→ WHAT IS NEEDED: Every line that contains the word "React" should be copied.

→ DATASET EXTRACT:

▽

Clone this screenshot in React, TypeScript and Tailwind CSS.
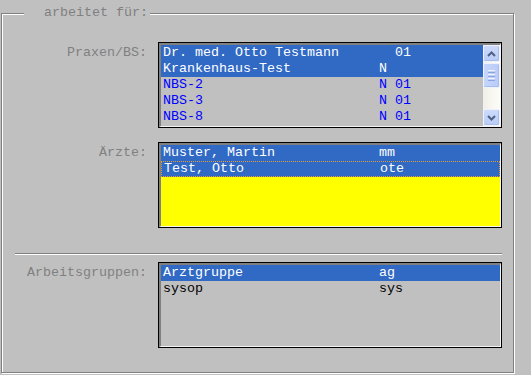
import React from "react";

type Row = { name: string; code: string; selected?: boolean; focus?: boolean };

const PRAXEN: Row[] = [
  { name: "Dr. med. Otto Testmann", code: "  01", selected: true },
  { name: "Krankenhaus-Test", code: "N", selected: true },
  { name: "NBS-2", code: "N 01" },
  { name: "NBS-3", code: "N 01" },
  { name: "NBS-8", code: "N 01" },
];

const AERZTE: Row[] = [
  { name: "Muster, Martin", code: "mm", selected: true },
  { name: "Test, Otto", code: "ote", selected: true, focus: true },
];

const GRUPPEN: Row[] = [
  { name: "Arztgruppe", code: "ag", selected: true },
  { name: "sysop", code: "sys" },
];

function Chevron({ down }: { down?: boolean }) {
  return (
    <svg width="9" height="6" viewBox="0 0 9 6">
      <polyline
        points={down ? "1,1 4.5,4.5 8,1" : "1,5 4.5,1.5 8,5"}
        fill="none"
        stroke="#4d6185"
        strokeWidth="2"
      />
    </svg>
  );
}

function ScrollButton({ down }: { down?: boolean }) {
  return (
    <div className="h-[17px] rounded-[2px] border border-[#eef2fd] bg-gradient-to-b from-[#cddafc] to-[#b9cbf7] flex items-center justify-center shadow-[inset_-1px_-1px_0_#a9bde9]">
      <Chevron down={down} />
    </div>
  );
}

function ScrollBar() {
  return (
    <div className="w-[17px] flex flex-col bg-gradient-to-r from-[#f1efe6] to-[#fdfdf9]">
      <ScrollButton />
      <div className="mt-[1px] h-[25px] rounded-[2px] border border-[#eef2fd] bg-gradient-to-r from-[#c6d6fc] to-[#b9cbf7] flex flex-col items-center justify-center gap-[1px] shadow-[inset_-1px_-1px_0_#a9bde9]">
        <div className="w-[7px] h-[1px] bg-[#eef3fe]" />
        <div className="w-[7px] h-[1px] bg-[#8da4de]" />
        <div className="w-[7px] h-[1px] bg-[#eef3fe]" />
        <div className="w-[7px] h-[1px] bg-[#8da4de]" />
        <div className="w-[7px] h-[1px] bg-[#eef3fe]" />
        <div className="w-[7px] h-[1px] bg-[#8da4de]" />
      </div>
      <div className="flex-1" />
      <ScrollButton down />
    </div>
  );
}

function ListBox({
  rows,
  bg,
  text,
  scroll,
}: {
  rows: Row[];
  bg: string;
  text: string;
  scroll?: boolean;
}) {
  return (
    <div className="w-[344px] border border-black">
      <div className="h-[84px] border-t-2 border-l-2 border-r border-b border-t-[#808080] border-l-[#808080] border-r-[#f4f4f4] border-b-[#f4f4f4] flex">
        <div className={`flex-1 flex flex-col ${bg}`}>
          {rows.map((r) => (
            <div
              key={r.name}
              className={`h-[16px] flex items-center pl-[2px] whitespace-pre leading-[16px] ${
                r.selected ? "bg-[#316ac5] text-white" : text
              } ${r.focus ? "border border-dotted border-[#e39a3a] pl-[1px]" : ""}`}
            >
              <span className="w-[216px] shrink-0">{r.name}</span>
              <span>{r.code}</span>
            </div>
          ))}
        </div>
        {scroll && <ScrollBar />}
      </div>
    </div>
  );
}

function Field({ label, children }: { label: string; children: React.ReactNode }) {
  return (
    <div className="flex gap-[11px]">
      <div className="w-[145px] text-right pt-[3px] leading-[16px] text-[#808080]">{label}</div>
      {children}
    </div>
  );
}

export default function App() {
  return (
    <div className="w-[531px] h-[375px] bg-[#c0c0c0] pt-[13px] pl-[1px] font-['Liberation_Mono','Courier_New',monospace] text-[13.333px] overflow-hidden">
      <div className="relative w-[513px] h-[360px] border border-[#808080] shadow-[inset_1px_1px_0_#fff,1px_1px_0_#fff] pt-[28px]">
        <span className="absolute left-[22px] top-[-9px] bg-[#c0c0c0] pl-[20px] pr-[2px] leading-[16px] text-[#808080]">
          arbeitet für:
        </span>

        <Field label="Praxen/BS:">
          <ListBox rows={PRAXEN} bg="bg-[#c0c0c0]" text="text-[#0000ff]" scroll />
        </Field>

        <div className="mt-[14px]">
          <Field label="Ärzte:">
            <ListBox rows={AERZTE} bg="bg-[#ffff00]" text="text-black" />
          </Field>
        </div>

        <div className="mt-[25px] ml-[13px] w-[487px] h-[2px] border-t border-b border-t-[#808080] border-b-white" />

        <div className="mt-[7px]">
          <Field label="Arbeitsgruppen:">
            <ListBox rows={GRUPPEN} bg="bg-[#c0c0c0]" text="text-black" />
          </Field>
        </div>
      </div>
    </div>
  );
}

△

→ RESPONSE TO THIS TASK:
Clone this screenshot in React, TypeScript and Tailwind CSS.
import React from "react";
function Field({ label, children }: { label: string; children: React.ReactNode }) {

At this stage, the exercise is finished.